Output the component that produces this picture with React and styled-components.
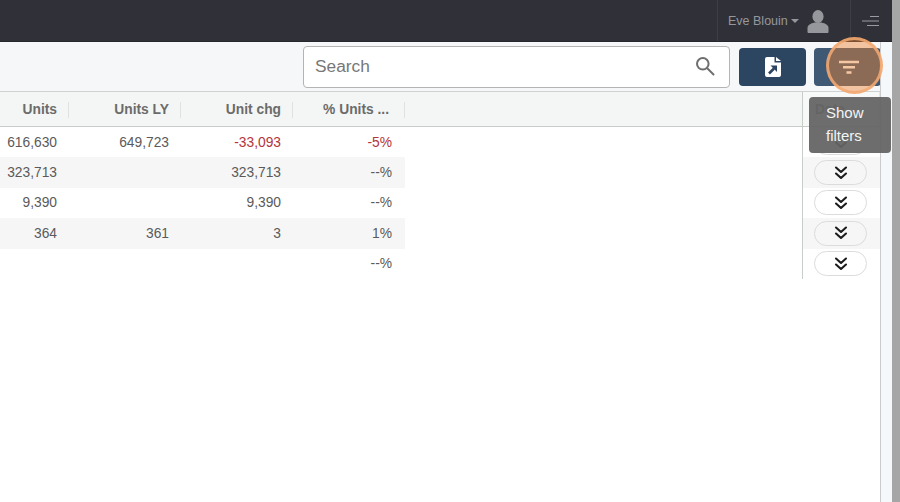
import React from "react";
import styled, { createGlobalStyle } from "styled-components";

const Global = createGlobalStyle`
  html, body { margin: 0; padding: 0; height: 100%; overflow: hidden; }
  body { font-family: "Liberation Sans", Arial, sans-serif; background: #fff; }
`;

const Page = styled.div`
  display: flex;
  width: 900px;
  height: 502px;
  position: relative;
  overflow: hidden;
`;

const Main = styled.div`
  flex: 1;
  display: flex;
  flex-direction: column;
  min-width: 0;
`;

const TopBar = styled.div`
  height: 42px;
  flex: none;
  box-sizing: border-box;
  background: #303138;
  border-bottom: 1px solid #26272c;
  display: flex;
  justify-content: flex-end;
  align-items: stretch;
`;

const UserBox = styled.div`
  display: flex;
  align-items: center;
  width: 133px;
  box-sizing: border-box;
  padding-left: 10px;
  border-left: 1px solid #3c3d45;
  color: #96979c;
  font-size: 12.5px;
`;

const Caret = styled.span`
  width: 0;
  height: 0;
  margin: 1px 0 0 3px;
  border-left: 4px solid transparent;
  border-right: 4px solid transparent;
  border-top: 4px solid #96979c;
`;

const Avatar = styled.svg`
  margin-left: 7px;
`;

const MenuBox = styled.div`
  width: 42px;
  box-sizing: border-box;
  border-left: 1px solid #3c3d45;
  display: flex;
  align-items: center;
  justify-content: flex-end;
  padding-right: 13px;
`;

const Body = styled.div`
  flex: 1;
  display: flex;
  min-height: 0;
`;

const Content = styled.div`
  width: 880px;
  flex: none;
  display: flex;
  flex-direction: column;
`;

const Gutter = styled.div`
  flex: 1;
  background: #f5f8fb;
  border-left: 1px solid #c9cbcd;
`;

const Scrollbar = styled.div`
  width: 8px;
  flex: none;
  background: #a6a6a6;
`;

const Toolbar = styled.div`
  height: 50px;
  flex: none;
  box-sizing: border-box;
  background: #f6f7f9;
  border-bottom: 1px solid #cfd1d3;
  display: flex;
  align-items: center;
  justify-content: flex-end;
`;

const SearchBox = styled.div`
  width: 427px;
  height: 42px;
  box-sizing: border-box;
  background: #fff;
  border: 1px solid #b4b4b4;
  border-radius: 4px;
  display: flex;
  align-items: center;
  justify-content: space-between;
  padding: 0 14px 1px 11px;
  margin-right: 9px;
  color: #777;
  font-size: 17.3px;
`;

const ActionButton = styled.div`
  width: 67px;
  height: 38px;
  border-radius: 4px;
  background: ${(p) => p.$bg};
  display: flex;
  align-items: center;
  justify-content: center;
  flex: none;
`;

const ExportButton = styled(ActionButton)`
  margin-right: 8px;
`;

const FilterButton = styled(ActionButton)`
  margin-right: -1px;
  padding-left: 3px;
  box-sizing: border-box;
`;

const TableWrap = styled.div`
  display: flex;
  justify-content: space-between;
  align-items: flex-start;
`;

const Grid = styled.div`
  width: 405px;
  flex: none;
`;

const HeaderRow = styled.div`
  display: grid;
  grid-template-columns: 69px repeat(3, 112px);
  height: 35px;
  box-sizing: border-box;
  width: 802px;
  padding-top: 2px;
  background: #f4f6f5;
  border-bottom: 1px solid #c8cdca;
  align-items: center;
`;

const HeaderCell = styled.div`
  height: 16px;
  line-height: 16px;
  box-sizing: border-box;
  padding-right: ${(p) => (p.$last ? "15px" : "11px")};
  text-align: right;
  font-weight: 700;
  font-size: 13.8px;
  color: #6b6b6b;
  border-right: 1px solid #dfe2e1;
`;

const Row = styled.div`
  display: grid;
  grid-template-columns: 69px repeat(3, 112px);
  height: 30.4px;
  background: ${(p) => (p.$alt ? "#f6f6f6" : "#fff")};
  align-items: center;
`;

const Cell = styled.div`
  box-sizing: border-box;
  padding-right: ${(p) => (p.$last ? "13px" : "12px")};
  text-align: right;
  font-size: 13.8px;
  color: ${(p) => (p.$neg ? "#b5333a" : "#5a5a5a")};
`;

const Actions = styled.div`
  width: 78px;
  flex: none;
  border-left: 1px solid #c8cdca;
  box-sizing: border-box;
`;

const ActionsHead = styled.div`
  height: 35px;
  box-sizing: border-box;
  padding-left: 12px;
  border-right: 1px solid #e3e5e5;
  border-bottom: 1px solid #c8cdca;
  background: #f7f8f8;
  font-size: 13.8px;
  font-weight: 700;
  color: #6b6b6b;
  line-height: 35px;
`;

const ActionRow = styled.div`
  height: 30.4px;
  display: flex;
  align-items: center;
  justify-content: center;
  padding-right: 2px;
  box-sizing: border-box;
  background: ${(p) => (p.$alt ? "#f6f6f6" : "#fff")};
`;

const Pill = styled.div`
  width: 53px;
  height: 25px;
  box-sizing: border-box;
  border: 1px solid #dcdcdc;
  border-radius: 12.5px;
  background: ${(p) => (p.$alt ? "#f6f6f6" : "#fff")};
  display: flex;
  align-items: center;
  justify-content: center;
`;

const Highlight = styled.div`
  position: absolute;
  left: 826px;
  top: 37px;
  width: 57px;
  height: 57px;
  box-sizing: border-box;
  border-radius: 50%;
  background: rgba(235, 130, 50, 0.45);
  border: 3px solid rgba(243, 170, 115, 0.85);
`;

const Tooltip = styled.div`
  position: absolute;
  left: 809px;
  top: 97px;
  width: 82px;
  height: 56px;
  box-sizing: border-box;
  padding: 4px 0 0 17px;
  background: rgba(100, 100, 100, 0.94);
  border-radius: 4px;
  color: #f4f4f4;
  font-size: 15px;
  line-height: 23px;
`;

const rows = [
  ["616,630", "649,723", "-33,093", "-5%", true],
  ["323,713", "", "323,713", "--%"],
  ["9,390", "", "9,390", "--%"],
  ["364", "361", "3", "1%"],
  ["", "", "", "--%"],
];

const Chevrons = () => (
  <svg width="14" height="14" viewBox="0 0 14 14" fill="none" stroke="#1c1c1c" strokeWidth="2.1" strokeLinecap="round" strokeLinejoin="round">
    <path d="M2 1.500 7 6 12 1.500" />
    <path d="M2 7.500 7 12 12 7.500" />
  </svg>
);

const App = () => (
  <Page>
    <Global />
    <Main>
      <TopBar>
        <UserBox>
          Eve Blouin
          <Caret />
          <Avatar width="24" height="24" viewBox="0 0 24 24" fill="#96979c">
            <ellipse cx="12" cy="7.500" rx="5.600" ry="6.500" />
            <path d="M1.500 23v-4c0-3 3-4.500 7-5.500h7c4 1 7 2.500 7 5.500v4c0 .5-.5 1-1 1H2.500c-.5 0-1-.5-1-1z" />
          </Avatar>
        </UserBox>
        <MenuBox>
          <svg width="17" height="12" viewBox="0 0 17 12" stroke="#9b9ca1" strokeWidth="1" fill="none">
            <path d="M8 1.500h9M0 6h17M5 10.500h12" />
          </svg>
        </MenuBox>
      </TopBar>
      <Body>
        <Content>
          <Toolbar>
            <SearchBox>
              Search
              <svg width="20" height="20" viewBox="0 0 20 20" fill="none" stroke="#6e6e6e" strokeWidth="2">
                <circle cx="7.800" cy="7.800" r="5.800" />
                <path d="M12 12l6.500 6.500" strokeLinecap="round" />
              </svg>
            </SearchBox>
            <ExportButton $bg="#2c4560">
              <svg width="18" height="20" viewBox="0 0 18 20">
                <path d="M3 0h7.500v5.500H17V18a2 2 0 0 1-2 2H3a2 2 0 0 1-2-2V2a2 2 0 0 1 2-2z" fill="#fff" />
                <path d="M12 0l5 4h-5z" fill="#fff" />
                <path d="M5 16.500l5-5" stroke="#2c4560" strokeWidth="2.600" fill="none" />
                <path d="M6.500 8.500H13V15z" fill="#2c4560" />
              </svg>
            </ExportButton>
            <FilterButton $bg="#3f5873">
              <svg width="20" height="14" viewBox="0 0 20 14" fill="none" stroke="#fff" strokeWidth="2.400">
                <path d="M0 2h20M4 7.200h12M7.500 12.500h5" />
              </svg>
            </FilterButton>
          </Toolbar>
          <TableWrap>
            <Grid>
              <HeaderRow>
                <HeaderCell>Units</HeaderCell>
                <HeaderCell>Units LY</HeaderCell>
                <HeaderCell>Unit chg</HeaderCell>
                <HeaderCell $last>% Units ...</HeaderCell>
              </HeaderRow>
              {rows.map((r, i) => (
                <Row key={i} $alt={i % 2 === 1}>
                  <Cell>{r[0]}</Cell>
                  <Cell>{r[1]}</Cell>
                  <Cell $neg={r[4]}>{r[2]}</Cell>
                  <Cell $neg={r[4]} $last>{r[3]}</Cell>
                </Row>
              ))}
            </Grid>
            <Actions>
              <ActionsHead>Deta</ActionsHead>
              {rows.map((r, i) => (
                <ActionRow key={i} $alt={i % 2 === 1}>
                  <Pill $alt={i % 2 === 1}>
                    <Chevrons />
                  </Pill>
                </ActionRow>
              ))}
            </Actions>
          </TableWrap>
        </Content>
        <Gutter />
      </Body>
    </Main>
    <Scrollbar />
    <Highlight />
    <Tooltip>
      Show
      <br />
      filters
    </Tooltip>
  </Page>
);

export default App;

━━━━━━━━━━━━━━━━━━━━━━━━━━━━━━

Scan the data for the word "React" and copy every line where it shows up.

Result of this task ▸
Output the component that produces this picture with React and styled-components.
import React from "react";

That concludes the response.